• _Problem statement_:
Please copy out exactly, and only, the lines between the line with "Rebuild this screenshot" and the line with "</app-page>", both included. Pictures are to be omitted.

Pages as source code:
********
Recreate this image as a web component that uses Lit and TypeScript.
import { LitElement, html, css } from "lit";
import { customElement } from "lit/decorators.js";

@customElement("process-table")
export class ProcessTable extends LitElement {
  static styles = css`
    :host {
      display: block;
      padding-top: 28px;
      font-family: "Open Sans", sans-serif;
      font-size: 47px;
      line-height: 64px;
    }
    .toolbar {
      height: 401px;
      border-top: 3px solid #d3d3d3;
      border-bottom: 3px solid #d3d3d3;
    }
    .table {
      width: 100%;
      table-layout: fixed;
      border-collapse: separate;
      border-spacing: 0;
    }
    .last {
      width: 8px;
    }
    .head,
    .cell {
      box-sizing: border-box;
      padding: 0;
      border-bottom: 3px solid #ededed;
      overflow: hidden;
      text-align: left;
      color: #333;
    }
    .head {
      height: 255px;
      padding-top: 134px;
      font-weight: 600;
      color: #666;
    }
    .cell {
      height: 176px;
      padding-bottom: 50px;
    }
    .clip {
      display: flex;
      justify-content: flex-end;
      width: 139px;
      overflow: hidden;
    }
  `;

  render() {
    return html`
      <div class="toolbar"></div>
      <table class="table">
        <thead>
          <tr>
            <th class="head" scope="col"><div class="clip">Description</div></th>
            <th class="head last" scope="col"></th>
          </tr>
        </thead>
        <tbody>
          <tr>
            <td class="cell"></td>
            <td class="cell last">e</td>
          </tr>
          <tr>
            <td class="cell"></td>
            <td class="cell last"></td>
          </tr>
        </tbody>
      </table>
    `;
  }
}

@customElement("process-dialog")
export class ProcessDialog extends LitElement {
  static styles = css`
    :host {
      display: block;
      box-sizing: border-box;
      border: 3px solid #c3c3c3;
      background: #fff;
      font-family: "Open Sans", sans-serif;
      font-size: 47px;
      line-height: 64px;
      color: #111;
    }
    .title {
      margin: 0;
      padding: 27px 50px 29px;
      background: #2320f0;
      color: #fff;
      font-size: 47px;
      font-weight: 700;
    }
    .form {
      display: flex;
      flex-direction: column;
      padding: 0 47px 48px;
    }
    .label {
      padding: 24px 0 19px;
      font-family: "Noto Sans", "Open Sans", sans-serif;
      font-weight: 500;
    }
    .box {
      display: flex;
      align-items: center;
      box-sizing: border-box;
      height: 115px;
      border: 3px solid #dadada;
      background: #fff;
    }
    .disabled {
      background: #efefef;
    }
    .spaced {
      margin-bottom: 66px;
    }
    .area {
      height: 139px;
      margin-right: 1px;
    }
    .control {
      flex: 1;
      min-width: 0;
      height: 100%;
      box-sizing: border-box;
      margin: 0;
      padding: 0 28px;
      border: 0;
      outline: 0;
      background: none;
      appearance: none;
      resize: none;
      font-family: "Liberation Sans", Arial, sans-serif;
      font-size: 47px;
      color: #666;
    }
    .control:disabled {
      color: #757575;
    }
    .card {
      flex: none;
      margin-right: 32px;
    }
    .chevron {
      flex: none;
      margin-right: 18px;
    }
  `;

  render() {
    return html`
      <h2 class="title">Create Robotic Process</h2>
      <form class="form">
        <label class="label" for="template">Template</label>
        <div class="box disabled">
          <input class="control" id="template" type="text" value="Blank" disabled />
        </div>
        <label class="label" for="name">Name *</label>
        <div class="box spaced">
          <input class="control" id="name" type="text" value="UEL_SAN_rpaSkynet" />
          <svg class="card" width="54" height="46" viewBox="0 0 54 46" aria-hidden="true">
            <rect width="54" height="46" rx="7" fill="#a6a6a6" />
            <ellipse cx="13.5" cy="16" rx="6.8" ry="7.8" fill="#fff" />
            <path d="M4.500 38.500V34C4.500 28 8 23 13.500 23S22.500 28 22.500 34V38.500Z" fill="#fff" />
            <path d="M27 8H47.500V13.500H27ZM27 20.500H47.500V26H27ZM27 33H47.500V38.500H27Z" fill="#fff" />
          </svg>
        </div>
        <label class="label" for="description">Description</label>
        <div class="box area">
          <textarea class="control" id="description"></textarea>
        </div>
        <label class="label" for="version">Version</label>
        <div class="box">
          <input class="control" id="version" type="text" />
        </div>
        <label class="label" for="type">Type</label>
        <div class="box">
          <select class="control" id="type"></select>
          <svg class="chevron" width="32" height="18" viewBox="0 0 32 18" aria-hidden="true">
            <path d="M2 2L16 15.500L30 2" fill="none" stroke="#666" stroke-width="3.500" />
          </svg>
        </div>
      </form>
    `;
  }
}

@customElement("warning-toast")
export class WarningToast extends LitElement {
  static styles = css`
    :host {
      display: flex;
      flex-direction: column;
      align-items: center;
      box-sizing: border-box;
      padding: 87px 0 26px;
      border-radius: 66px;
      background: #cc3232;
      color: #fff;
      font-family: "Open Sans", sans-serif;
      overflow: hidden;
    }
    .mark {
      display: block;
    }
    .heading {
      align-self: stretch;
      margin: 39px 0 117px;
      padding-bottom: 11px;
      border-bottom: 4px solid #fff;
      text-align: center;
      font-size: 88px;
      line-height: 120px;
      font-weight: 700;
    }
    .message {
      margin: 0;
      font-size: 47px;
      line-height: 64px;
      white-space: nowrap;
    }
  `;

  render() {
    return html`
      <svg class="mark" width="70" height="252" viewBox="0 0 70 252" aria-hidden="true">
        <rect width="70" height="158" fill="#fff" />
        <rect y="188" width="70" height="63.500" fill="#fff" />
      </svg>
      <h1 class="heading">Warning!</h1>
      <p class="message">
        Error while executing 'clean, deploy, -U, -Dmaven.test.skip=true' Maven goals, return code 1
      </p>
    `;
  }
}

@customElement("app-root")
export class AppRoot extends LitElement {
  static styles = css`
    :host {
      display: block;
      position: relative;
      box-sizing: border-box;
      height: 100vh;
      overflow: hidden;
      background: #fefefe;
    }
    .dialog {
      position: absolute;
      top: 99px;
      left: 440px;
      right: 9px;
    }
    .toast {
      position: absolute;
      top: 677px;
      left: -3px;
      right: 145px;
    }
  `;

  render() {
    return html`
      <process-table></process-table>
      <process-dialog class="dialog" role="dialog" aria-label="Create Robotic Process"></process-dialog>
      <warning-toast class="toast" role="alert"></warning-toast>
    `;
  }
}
********
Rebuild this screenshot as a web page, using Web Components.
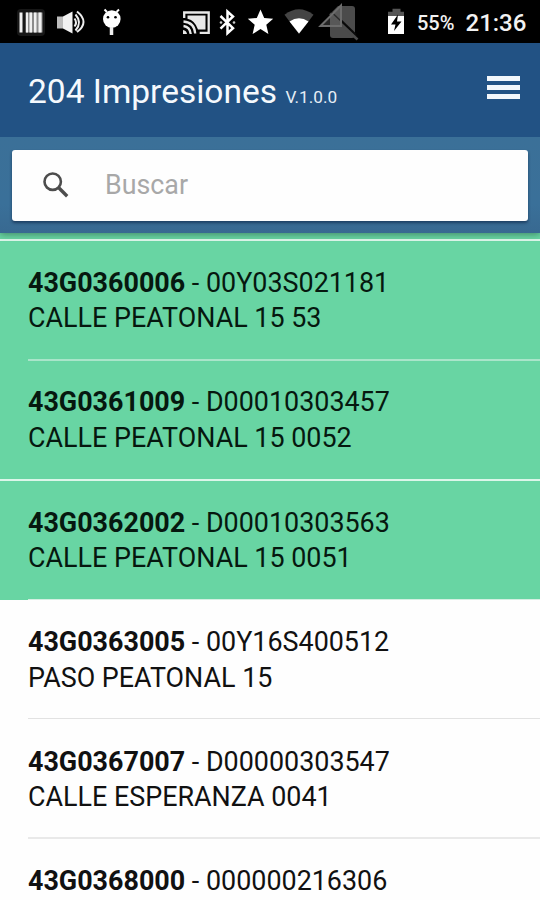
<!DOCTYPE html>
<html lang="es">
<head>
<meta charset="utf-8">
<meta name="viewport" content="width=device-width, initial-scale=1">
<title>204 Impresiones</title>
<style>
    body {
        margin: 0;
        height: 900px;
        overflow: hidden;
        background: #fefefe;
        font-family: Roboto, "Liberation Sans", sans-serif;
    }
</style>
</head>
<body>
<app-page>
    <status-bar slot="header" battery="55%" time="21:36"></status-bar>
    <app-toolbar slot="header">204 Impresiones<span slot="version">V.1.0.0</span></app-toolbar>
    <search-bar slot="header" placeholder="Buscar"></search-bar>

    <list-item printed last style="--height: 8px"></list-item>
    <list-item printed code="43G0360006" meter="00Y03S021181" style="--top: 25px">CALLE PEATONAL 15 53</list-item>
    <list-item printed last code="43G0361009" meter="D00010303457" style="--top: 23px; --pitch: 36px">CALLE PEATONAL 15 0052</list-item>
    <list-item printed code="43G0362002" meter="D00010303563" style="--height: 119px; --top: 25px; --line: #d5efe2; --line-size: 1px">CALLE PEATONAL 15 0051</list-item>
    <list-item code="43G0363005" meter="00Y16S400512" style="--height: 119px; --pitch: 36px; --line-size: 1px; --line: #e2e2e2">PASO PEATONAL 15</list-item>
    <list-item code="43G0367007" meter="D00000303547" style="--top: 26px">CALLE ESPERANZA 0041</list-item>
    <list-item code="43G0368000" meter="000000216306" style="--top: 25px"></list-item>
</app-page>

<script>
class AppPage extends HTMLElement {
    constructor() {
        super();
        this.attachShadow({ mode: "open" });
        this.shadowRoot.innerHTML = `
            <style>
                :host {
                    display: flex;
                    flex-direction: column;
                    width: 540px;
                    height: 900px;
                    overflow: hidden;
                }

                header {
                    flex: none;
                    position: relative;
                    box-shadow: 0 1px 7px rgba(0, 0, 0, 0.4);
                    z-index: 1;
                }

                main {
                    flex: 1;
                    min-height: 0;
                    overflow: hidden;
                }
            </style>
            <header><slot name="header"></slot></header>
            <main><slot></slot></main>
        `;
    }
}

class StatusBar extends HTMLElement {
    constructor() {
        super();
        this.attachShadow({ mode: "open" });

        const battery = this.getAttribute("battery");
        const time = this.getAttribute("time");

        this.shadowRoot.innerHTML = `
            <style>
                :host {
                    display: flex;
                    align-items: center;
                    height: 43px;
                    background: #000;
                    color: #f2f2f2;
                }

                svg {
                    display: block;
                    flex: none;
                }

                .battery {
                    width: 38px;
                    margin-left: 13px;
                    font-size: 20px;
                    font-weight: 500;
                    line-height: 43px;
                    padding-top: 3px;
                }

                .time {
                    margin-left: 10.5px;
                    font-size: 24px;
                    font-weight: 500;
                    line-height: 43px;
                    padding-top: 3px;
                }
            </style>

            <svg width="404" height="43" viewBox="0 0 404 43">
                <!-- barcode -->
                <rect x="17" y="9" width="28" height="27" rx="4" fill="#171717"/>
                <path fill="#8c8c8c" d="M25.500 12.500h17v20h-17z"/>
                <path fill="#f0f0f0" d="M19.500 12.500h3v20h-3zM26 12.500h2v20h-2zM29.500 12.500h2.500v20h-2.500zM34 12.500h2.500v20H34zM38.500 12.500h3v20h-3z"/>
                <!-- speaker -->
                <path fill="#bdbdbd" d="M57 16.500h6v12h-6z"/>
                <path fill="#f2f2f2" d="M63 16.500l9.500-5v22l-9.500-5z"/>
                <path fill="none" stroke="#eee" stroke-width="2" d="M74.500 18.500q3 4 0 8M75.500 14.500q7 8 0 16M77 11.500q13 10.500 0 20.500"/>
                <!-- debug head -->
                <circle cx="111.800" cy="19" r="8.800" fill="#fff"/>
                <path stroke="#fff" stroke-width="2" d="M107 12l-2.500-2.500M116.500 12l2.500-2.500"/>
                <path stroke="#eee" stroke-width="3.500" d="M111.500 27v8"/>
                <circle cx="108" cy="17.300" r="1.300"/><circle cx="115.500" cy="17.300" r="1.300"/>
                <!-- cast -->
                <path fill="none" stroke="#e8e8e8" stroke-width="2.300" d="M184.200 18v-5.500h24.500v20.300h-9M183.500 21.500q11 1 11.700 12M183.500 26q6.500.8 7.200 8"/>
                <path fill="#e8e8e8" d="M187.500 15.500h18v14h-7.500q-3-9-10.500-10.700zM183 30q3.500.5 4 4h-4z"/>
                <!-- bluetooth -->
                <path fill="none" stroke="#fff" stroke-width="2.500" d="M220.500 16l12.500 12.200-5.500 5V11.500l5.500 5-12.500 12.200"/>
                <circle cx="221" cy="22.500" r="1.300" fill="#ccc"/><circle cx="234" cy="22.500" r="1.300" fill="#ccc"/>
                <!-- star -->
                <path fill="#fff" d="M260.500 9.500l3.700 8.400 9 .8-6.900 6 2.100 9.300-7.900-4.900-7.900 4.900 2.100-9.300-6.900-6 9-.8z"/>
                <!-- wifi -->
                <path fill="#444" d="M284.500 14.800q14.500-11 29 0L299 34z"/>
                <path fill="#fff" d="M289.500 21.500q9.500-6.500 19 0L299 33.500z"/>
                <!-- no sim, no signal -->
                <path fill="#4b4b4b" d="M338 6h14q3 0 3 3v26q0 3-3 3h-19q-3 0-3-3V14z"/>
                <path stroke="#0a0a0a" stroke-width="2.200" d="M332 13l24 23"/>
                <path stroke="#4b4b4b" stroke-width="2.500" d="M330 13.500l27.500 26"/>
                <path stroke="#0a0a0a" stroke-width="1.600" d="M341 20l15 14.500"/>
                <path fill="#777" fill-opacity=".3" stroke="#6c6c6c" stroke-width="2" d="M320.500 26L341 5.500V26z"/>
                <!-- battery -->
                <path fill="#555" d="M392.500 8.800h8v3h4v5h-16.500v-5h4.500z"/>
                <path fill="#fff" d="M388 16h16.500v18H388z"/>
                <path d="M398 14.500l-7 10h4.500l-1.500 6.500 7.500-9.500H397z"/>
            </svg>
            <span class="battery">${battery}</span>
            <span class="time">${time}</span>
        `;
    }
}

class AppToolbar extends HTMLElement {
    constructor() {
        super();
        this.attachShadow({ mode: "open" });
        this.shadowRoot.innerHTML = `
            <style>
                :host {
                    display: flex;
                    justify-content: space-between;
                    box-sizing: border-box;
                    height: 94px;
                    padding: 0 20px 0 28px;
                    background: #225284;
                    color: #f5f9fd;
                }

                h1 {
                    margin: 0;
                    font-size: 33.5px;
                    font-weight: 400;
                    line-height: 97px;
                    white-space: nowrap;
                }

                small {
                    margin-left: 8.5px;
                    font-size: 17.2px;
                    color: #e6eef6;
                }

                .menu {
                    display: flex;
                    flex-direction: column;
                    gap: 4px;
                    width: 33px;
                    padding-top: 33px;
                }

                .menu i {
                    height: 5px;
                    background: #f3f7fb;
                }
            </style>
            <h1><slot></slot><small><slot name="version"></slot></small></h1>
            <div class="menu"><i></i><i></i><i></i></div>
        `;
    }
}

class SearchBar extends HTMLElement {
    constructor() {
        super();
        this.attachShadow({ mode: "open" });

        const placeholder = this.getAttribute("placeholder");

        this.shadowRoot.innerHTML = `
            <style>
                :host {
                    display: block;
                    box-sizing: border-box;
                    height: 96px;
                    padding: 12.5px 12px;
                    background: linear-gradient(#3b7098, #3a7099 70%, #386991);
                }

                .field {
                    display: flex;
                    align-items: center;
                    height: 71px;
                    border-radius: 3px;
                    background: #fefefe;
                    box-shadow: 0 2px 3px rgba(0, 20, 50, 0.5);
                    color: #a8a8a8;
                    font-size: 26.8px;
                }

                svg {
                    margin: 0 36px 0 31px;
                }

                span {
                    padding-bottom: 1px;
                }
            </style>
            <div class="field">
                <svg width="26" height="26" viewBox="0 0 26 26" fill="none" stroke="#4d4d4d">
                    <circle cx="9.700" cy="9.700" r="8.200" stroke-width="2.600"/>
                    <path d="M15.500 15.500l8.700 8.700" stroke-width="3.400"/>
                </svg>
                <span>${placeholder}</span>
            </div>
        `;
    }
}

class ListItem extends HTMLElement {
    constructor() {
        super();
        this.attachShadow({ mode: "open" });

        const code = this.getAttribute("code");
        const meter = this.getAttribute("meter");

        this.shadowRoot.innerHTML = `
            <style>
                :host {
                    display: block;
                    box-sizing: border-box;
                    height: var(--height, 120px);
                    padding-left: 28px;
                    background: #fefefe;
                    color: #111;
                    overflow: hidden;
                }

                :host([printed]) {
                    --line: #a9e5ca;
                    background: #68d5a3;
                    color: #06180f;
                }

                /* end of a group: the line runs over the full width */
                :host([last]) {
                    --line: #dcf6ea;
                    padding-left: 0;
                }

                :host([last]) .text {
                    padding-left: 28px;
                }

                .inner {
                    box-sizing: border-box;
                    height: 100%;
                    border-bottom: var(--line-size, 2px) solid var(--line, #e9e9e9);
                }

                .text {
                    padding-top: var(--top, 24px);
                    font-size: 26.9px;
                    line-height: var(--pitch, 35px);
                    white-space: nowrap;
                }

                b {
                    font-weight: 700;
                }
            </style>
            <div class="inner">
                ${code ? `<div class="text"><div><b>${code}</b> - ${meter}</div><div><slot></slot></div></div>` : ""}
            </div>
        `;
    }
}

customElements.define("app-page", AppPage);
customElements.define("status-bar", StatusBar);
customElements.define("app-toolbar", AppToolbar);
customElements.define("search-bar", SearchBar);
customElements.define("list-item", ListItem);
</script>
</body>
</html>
********
• _Output of the exercise_:
Rebuild this screenshot as a web page, using Web Components.
<!DOCTYPE html>
<html lang="es">
<head>
<meta charset="utf-8">
<meta name="viewport" content="width=device-width, initial-scale=1">
<title>204 Impresiones</title>
<style>
    body {
        margin: 0;
        height: 900px;
        overflow: hidden;
        background: #fefefe;
        font-family: Roboto, "Liberation Sans", sans-serif;
    }
</style>
</head>
<body>
<app-page>
    <status-bar slot="header" battery="55%" time="21:36"></status-bar>
    <app-toolbar slot="header">204 Impresiones<span slot="version">V.1.0.0</span></app-toolbar>
    <search-bar slot="header" placeholder="Buscar"></search-bar>

    <list-item printed last style="--height: 8px"></list-item>
    <list-item printed code="43G0360006" meter="00Y03S021181" style="--top: 25px">CALLE PEATONAL 15 53</list-item>
    <list-item printed last code="43G0361009" meter="D00010303457" style="--top: 23px; --pitch: 36px">CALLE PEATONAL 15 0052</list-item>
    <list-item printed code="43G0362002" meter="D00010303563" style="--height: 119px; --top: 25px; --line: #d5efe2; --line-size: 1px">CALLE PEATONAL 15 0051</list-item>
    <list-item code="43G0363005" meter="00Y16S400512" style="--height: 119px; --pitch: 36px; --line-size: 1px; --line: #e2e2e2">PASO PEATONAL 15</list-item>
    <list-item code="43G0367007" meter="D00000303547" style="--top: 26px">CALLE ESPERANZA 0041</list-item>
    <list-item code="43G0368000" meter="000000216306" style="--top: 25px"></list-item>
</app-page>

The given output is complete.